My heart soared like a hawk1 after learning that Messieurs Philip Klotzbach and William Gray have admitted in print the hardest thing scientists can ever confess. That they were wrong.
If only other climatologists would follow suit!
The abstract of their paper Qualitative Discussion of Atlantic Basin Seasonal Hurricane Activity for 2012 (pdf) says it all (see also this press report):
We are discontinuing our early December quantitative hurricane forecast for the next year and giving a more qualitative discussion of the factors which will determine next year’s Atlantic basin hurricane activity. Our early December Atlantic basin seasonal hurricane forecasts of the last 20 years have not shown real-time forecast skill even though the hindcast studies on which they were based had considerable skill. Reasons for this unexpected lack of skill are discussed.
I wept joyously when I read this paragraph because Bill Gray’s pre-season hurricane predictions (how many, what strengths) have been annual events for two decades. They are covered by the media. The forecasts themselves are used in decisions involving real money, real lives. In short, they are important. This is why admitting that they aren’t accurate is so momentous.

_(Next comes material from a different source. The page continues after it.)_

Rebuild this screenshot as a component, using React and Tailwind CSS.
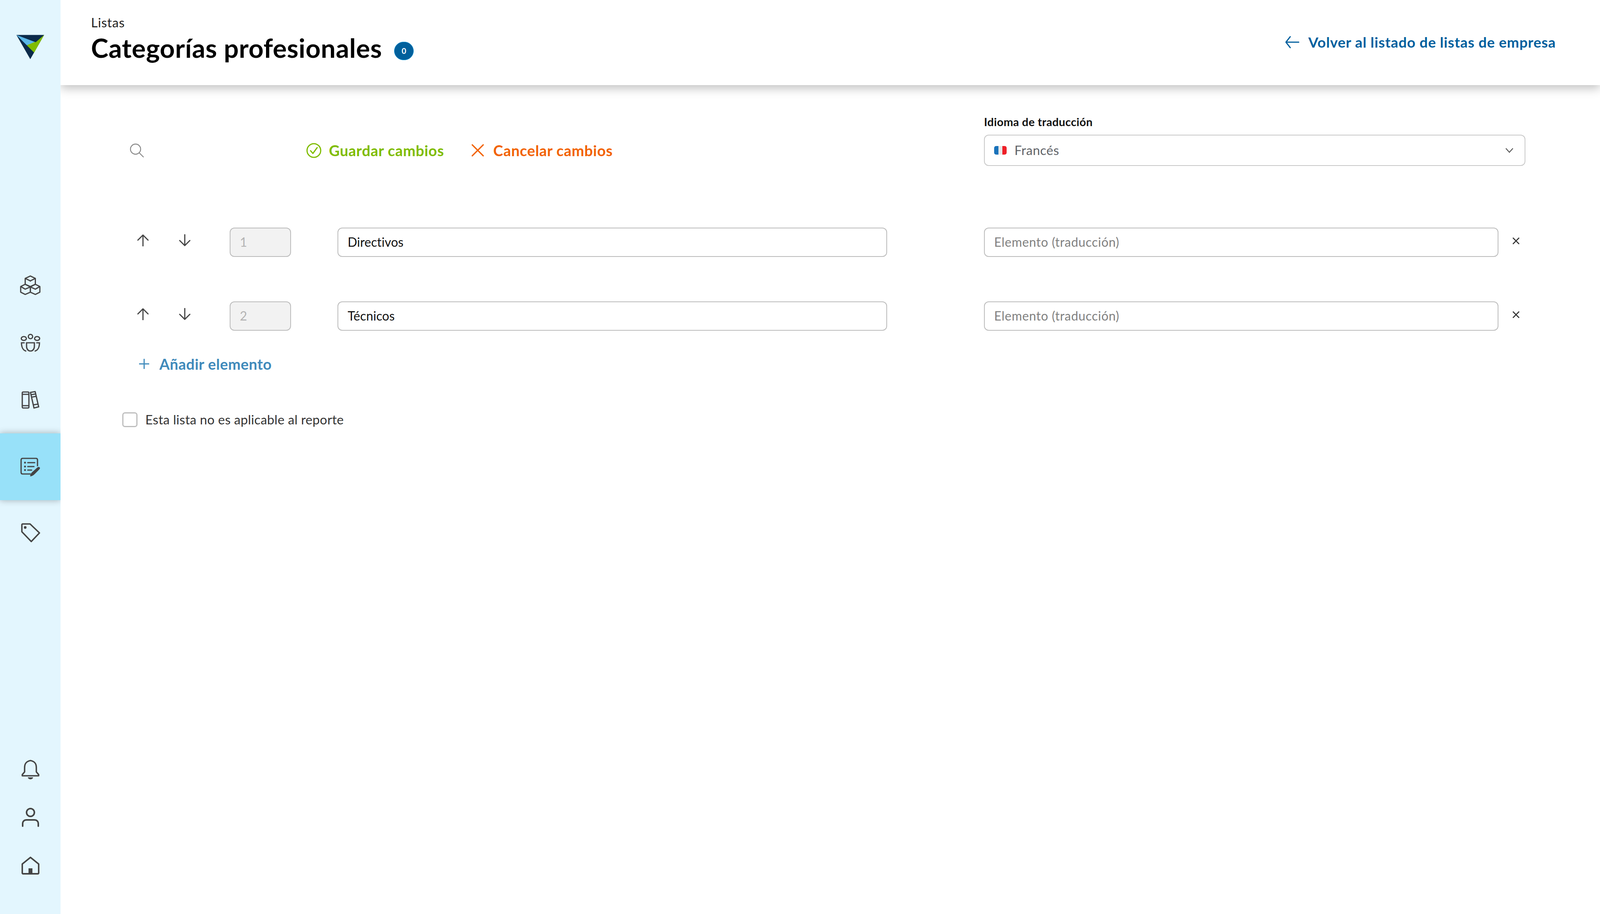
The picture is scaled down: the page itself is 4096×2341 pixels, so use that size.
import React from "react";

const INK = "#444444";

function Logo() {
  return (
    <svg width="71" height="63" viewBox="0 0 72 63">
      <path d="M0 0H72L36 63Z" fill="#0b2a4a" />
      <path d="M0 0L50 19L27 27Z" fill="#5bb7e8" />
      <path d="M27 27L48 18L50 19L72 0L46 46Z" fill="#80bc00" />
    </svg>
  );
}

function BoxesIcon() {
  return (
    <svg width="53" height="51" viewBox="-1 -1 55 53" fill="none" stroke={INK} strokeWidth="3.2" strokeLinejoin="round">
      <path d="M26.7 1L40 7.5V23L26.7 29L13 23V7.5Z" />
      <path d="M13 7.5L26.7 14L40 7.5M26.7 14V16" />
      <path d="M13 23L1 29V44L13 50L26.7 44V30L13 23Z" />
      <path d="M1 29L13 36L26.7 30" />
      <path d="M40 23L52 29V44L40 50L26.7 44V30L40 23Z" />
      <path d="M26.7 30L40 36L52 29" />
    </svg>
  );
}

function PeopleIcon() {
  return (
    <svg width="50" height="46" viewBox="0 0 50 46" fill="none" stroke={INK} strokeWidth="3.2" strokeLinecap="round">
      <circle cx="25" cy="7" r="5.5" />
      <ellipse cx="8" cy="12" rx="6.5" ry="5" />
      <ellipse cx="42" cy="12" rx="6.5" ry="5" />
      <path d="M15 23H35V32C35 39 31 44 25 44C19 44 15 39 15 32Z" />
      <path d="M9 23H2C2 34 6 42 13 44" />
      <path d="M41 23H48C48 34 44 42 37 44" />
    </svg>
  );
}

function BooksIcon() {
  return (
    <svg width="46" height="46" viewBox="0 0 46 46" fill="none" stroke={INK} strokeWidth="3.2" strokeLinejoin="round">
      <rect x="2" y="3" width="17" height="41" rx="2.5" />
      <path d="M2 9H19M2 38H19" />
      <path d="M23 4L35 2L44 41L32 44Z" />
      <path d="M24.5 10L36.5 8M27 16L38 14M30 36L42 34" />
    </svg>
  );
}

function ListEditIcon() {
  return (
    <svg width="51" height="50" viewBox="0 0 51 50" fill="none" stroke={INK} className="mt-[3px]">
      <path d="M26 42H6C3.5 42 2 40.5 2 38V6C2 3.5 3.5 2 6 2H40C42.5 2 44 3.5 44 6V21" strokeWidth="3.2" strokeLinecap="round" />
      <circle cx="12" cy="13" r="2.4" fill={INK} stroke="none" />
      <circle cx="12" cy="23" r="2.4" fill={INK} stroke="none" />
      <circle cx="12" cy="32" r="2.4" fill={INK} stroke="none" />
      <path d="M19 13H37M19 23H35M19 32H29" strokeWidth="3" strokeLinecap="round" />
      <path d="M25 48C26 41 30 37 34 34L44 25C47 23 50 24 50.5 27C50 29 48 31 46 33L37 42C33 46 29 48 25 48Z" fill={INK} stroke="none" />
    </svg>
  );
}

function TagIcon() {
  return (
    <svg width="50" height="50" viewBox="0 0 50 50" fill="none" stroke={INK} strokeWidth="3.6" strokeLinejoin="round">
      <path d="M3 4C3 3 4 2 5 2H24L48 25L27 47L3 22Z" />
      <ellipse cx="11.5" cy="11" rx="3.4" ry="3.4" fill={INK} stroke="none" />
    </svg>
  );
}

function BellIcon() {
  return (
    <svg width="46" height="50" viewBox="0 0 46 50" fill="none" stroke={INK} strokeWidth="3.6" strokeLinejoin="round">
      <path d="M23 2C13 4 8 9 8 20V31L2 38V41H44V38L38 31V20C38 9 33 4 23 2Z" />
      <path d="M16 45H30C29 49 25 50 23 50C21 50 17 49 16 45Z" fill={INK} stroke="none" />
    </svg>
  );
}

function UserIcon() {
  return (
    <svg width="46" height="50" viewBox="0 0 46 50" fill="none" stroke={INK} strokeWidth="4" strokeLinecap="round">
      <circle cx="23" cy="12" r="10" />
      <path d="M3 47V41C3 35 7 31 13 31H33C39 31 43 35 43 41V47" />
    </svg>
  );
}

function HomeIcon() {
  return (
    <svg width="46" height="46" viewBox="0 0 46 46" fill="none" stroke={INK} strokeWidth="3.8" strokeLinejoin="round">
      <path d="M23 2L44 19V42C44 43 43 44 42 44H4C3 44 2 43 2 42V19Z" />
      <rect x="18" y="30" width="10" height="14" fill={INK} stroke="none" />
    </svg>
  );
}

function VArrow({ down }) {
  return (
    <svg width="30" height="31" viewBox="0 0 30 31" fill="none" stroke={INK} strokeWidth="3" strokeLinecap="round" strokeLinejoin="round" className={down ? "rotate-180" : ""}>
      <path d="M15 30V2M2 15L15 2L28 15" />
    </svg>
  );
}

function Row({ n, value }) {
  return (
    <div className="flex pl-[158px]">
      <div className="flex w-[551px] items-center">
        <div className="flex w-[275px] items-center pb-[11px]">
          <span className="ml-[38px] w-[107px]"><VArrow /></span>
          <VArrow down />
        </div>
        <input
          readOnly
          disabled
          value={n}
          className="h-[75px] w-[157px] rounded-[12px] border-2 border-[#bbbbbb] bg-[#f2f2f2] px-[24px] pb-[2px] text-[32px] text-[#b3b3b3] outline-none"
        />
      </div>
      <input
        readOnly
        value={value}
        className="h-[75px] w-[1407px] rounded-[12px] border-2 border-[#bbbbbb] bg-white px-[24px] pb-[2px] text-[32px] tracking-[0.1px] text-[#111111] outline-none"
      />
      <div className="ml-[248px] flex items-center">
        <input
          readOnly
          placeholder="Elemento (traducción)"
          className="h-[75px] w-[1317px] rounded-[12px] border-2 border-[#bbbbbb] bg-white px-[24px] pb-[2px] text-[32px] tracking-[0.7px] outline-none placeholder:text-[#808080]"
        />
        <svg width="20" height="20" viewBox="0 0 20 20" fill="none" stroke="#333333" strokeWidth="2.6" className="ml-[35px] mb-[8px]">
          <path d="M2 2L18 18M18 2L2 18" />
        </svg>
      </div>
    </div>
  );
}

export default function App() {
  return (
    <div className="flex h-[2341px] w-[4096px] overflow-hidden bg-white font-[Lato,sans-serif]">
      <aside className="relative z-10 flex w-[155px] shrink-0 flex-col overflow-hidden bg-[#e3f6fe]">
        <div className="flex justify-center pt-[89px]">
          <Logo />
        </div>
        <nav className="mt-[505px] flex flex-col">
          <div className="flex h-[147px] items-center justify-center"><BoxesIcon /></div>
          <div className="flex h-[147px] items-center justify-center"><PeopleIcon /></div>
          <div className="flex h-[146px] items-center justify-center"><BooksIcon /></div>
          <div className="mt-[13px] flex h-[171px] items-center justify-center bg-[#98e1f9] shadow-[0_0_16px_rgba(0,0,0,0.3)]"><ListEditIcon /></div>
          <div className="mt-[10px] flex h-[147px] items-center justify-center"><TagIcon /></div>
        </nav>
        <div className="mt-auto flex flex-col pb-[63px]">
          <div className="flex h-[123px] items-center justify-center"><BellIcon /></div>
          <div className="flex h-[123px] items-center justify-center"><UserIcon /></div>
          <div className="flex h-[123px] items-center justify-center"><HomeIcon /></div>
        </div>
      </aside>

      <main className="flex min-w-0 flex-1 flex-col">
        <header className="relative flex h-[218px] shrink-0 items-start justify-between bg-white pl-[78px] pr-[113px] shadow-[0_8px_24px_rgba(0,0,0,0.25)]">
          <div className="pt-[38px]">
            <p className="text-[33px] leading-[38px] tracking-[0.8px] text-[#222222]">Listas</p>
            <div className="mt-[7px] flex items-center">
              <h1 className="text-[67px] font-bold leading-[78px] tracking-[0.6px] text-black">Categorías profesionales</h1>
              <span className="ml-[31px] mt-[16px] flex h-[47px] w-[50px] items-center justify-center rounded-full border border-[#0091d5] bg-[#00609c] text-[20px] font-bold leading-none text-white">0</span>
            </div>
          </div>
          <a className="mt-[88px] flex items-center text-[37px] font-bold leading-[40px] tracking-[0.85px] text-[#005f9e]">
            <svg width="36" height="32" viewBox="0 0 36 32" fill="none" stroke="#005f9e" strokeWidth="3" strokeLinecap="round" strokeLinejoin="round" className="mr-[23px]">
              <path d="M35 16H2M13 2L2 16L13 30" />
            </svg>
            Volver al listado de listas de empresa
          </a>
        </header>

        <section className="flex pl-[158px] pt-[79px]">
          <div className="flex w-[1958px] items-center pt-[48px]">
            <svg width="37" height="37" viewBox="0 0 37 37" fill="none" stroke="#888888" strokeWidth="2.4" strokeLinecap="round" className="ml-[19px]">
              <circle cx="15" cy="15" r="13" />
              <path d="M25 25L35 35" />
            </svg>
            <svg width="39" height="39" viewBox="0 0 39 39" fill="none" stroke="#7fbc00" strokeWidth="3" strokeLinecap="round" strokeLinejoin="round" className="ml-[415px]">
              <circle cx="19.5" cy="19.5" r="17.5" />
              <path d="M11 20L17 27L28 12" />
            </svg>
            <span className="ml-[19px] text-[38px] font-bold tracking-[0.7px] text-[#7fbc00]">Guardar cambios</span>
            <svg width="32" height="32" viewBox="0 0 32 32" fill="none" stroke="#f26200" strokeWidth="3.2" strokeLinecap="round" className="ml-[70px]">
              <path d="M2 2L30 30M30 2L2 30" />
            </svg>
            <span className="ml-[24px] text-[38px] font-bold tracking-[0.7px] text-[#f26200]">Cancelar cambios</span>
          </div>
          <div className="ml-[248px] w-[1386px]">
            <label className="block pb-[2px] text-[29px] font-bold leading-[30px] tracking-[0.38px] text-[#111111]">Idioma de traducción</label>
            <div className="mt-[16px] flex h-[80px] items-center rounded-[12px] border-2 border-[#c8c8c8] bg-white pl-[24px] pr-[28px]">
              <svg width="32" height="22" viewBox="0 0 32 22" className="overflow-hidden rounded-[5px]">
                <rect width="11" height="22" fill="#1a73bb" />
                <rect x="11" width="10" height="22" fill="#e9e9e9" />
                <rect x="21" width="11" height="22" fill="#ee2028" />
              </svg>
              <span className="ml-[20px] text-[33px] tracking-[0.5px] text-[#5f6368]">Francés</span>
              <svg width="22" height="14" viewBox="0 0 22 14" fill="none" stroke="#555555" strokeWidth="2.4" className="ml-auto">
                <path d="M2 2L11 12L20 2" />
              </svg>
            </div>
          </div>
        </section>

        <div className="mt-[158px] flex flex-col gap-y-[114px]">
          <Row n="1" value="Directivos" />
          <Row n="2" value="Técnicos" />
        </div>

        <div className="ml-[201px] mt-[55px] flex h-[60px] items-center text-[38px] font-bold tracking-[0.5px] text-[#3f8abb]">
          <svg width="26" height="26" viewBox="0 0 26 26" fill="none" stroke="#3f8abb" strokeWidth="3" strokeLinecap="round" className="mr-[26px]">
            <path d="M13 1V25M1 13H25" />
          </svg>
          Añadir elemento
        </div>

        <label className="ml-[158px] mt-[88px] flex items-center text-[33px] tracking-[0.3px] text-[#333333]">
          <span className="h-[38px] w-[39px] rounded-[7px] border-[3px] border-[#bdbdbd] bg-white" />
          <span className="ml-[20px]">Esta lista no es aplicable al reporte</span>
        </label>
      </main>
    </div>
  );
}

And, yes, there is strong suspicion that because we cannot forecast how many hurricanes the coming season will have, we might also not be able to forecast what the global average temperature will be to the nearest tenth of a degree fifty years hence.
The key lies in understanding “real-time” forecast skill and “hindcast” skill. Two alternate names are predictive skill and model fit. If we can get these two concepts, we will appreciate the vast amount of over-certainty in science.
All models are fit to past observed data. This is true of correlational hurricane models, statistical-physical GCMs, purely statistical models used in sociology, psychology, etc.; that is, any model that uses observed data. Hindcast skill is when the model fits that past data well.
It turns out that for any set of observed data, a model that demonstrates good fit, a.k.a. hindcast skill, can always be found. By always I mean always, as in always. There is thus nothing special about reporting that a statistical model fit past data well (demonstrated hindcast skill)—except in the rare situation where the form of the model has been deduced, and is therefore rigidly fixed. That was not the case with Gray’s hurricane models, nor is it the case in any of the social-science statistical models that I know. (It is true for example in casino games.)
Again, a model that demonstrates hindcast skill or good fit can always be found. So the true test of a model is how well it predicts data that was not used in any way to fit itself. That is, new data. If a model can skillfully predict brand new data, if it can demonstrate “real-time” forecast or prediction skill, then we know the model is good, is worthy, is telling something true about the world.
There is, incidentally, nothing special in the use of the word forecast. It is only shorthand to indicate that never-seen-before-new data is being predicted. It is a natural word when talking of data that comes to us indexed by time, but that index isn’t needed. All that is required to demonstrate real-time or prediction skill is data not seen before; whether that data comes from the future or the past is immaterial.
Gray’s hurricane models showed hindcast skill but not real-time forecast skill. This means that the model should not be used and that the model used as a reference, either persistence of climatology (I believe the case here), should be looked to. That is, Gray’s very clever statistical model is giving results which are poorer than the model that says, “Use the average number of storms as a prediction for the number of storms this year.” That is the “climatology” model.
It’s even worse than it appears, for Gray was using (in part) an over-certain measure of skill, R-square. R-square always—as in…well, you get the idea—inflates the certainty one has in model fit or prediction skill. The reason this is so is explained in this series What Is A True Model? What Makes A Good One? (skill is also defined here). This means that if Gray were to use a better measure of performance, his confidence in the usefulness of his model would decrease further.
But give Gray—and most meteorologists—credit: they do what most users of statistical models never do, and what should be mandatory. The used their models to predict new data. That’s how they were able to learn that the model didn’t work. They could not have learned this lesson using hindcast skill/model fit. I cannot recall seeing any sociologist, psychologist, educationist, etc., etc. report prediction skill of their models. They only report (an over-confident version of) model fit. Over-certainty is thus guaranteed.
1A favorite saying of Old Lodge Skins from Thomas Berger’s Little Big Man: highly recommended.